Wiceprezes KGHM wskazał, że na ten rok spółka ma zabezpieczone swoje potrzeby pozyskania energii elektrycznej w ok. 95 proc. Gorzej sytuacja wygląda na przyszły rok.
– Liczymy się, że presja ze strony cen energii elektrycznej będzie większa, chyba że nastąpi pogłębienie recesji lub pojawią się inne czynniki, które wpłyną na obniżenie ceny energii. Obecnie nie widzimy fundamentów i uzasadnienia dla wzrostów ceny do poziom 1600 zł za MWh - powiedział Kensbok.

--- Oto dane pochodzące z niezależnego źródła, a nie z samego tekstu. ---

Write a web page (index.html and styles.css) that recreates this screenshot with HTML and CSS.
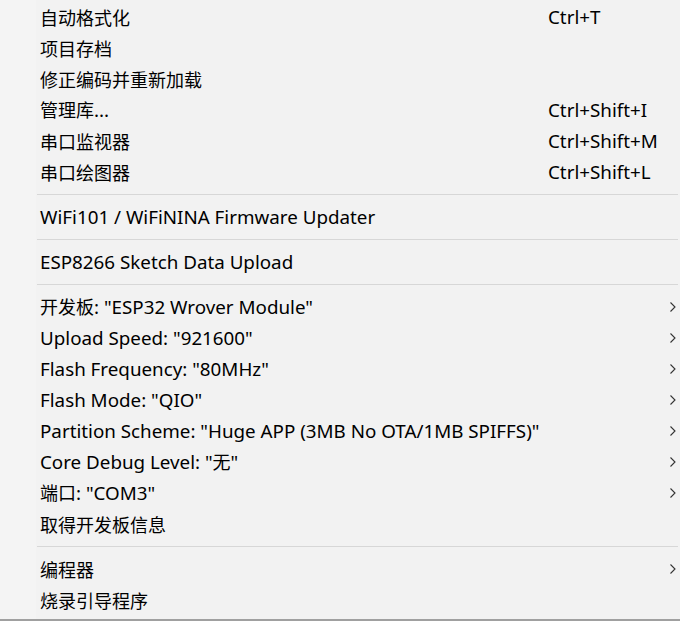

W jego ocenie na wysokość ceny wpływ mają m.in. czynniki psychologiczne jak problemy z Nord Stream 1 i zapowiedziany remont tej infrastruktury na 11 lipca br. Rynek obawia się, że prace konserwacyjne mogą stać się pretekstem do całkowitego wstrzymania dostaw rosyjskich. W kontekście bezpieczeństwa dostaw przekazał, że spółka nie ma obecnie sygnałów, by konieczna była redukcja zużycia energii zimą. Koncern nie ma też ostrzeżeń od PGNiG co do ewentualnych ograniczeń dostaw gazu. Niemniej wiceprezes KGHM przekazał, że spółka przygotowuje się na scenariusz ograniczeń dostaw gazu, a pracuje nad tym wewnętrzny zespół w spółce.
– Spodziewamy się (w dostawach paliwa gazowego – red.) momentu od wybuchu wojny na Ukrainie. Staramy się do tego przygotować. Jeśli nie dostaniemy gazu, to będziemy musieli wygaszać niektóre agregaty hutnicze, a to wpłynęłoby na nasze zdolności produkcyjne - powiedział Kensbok.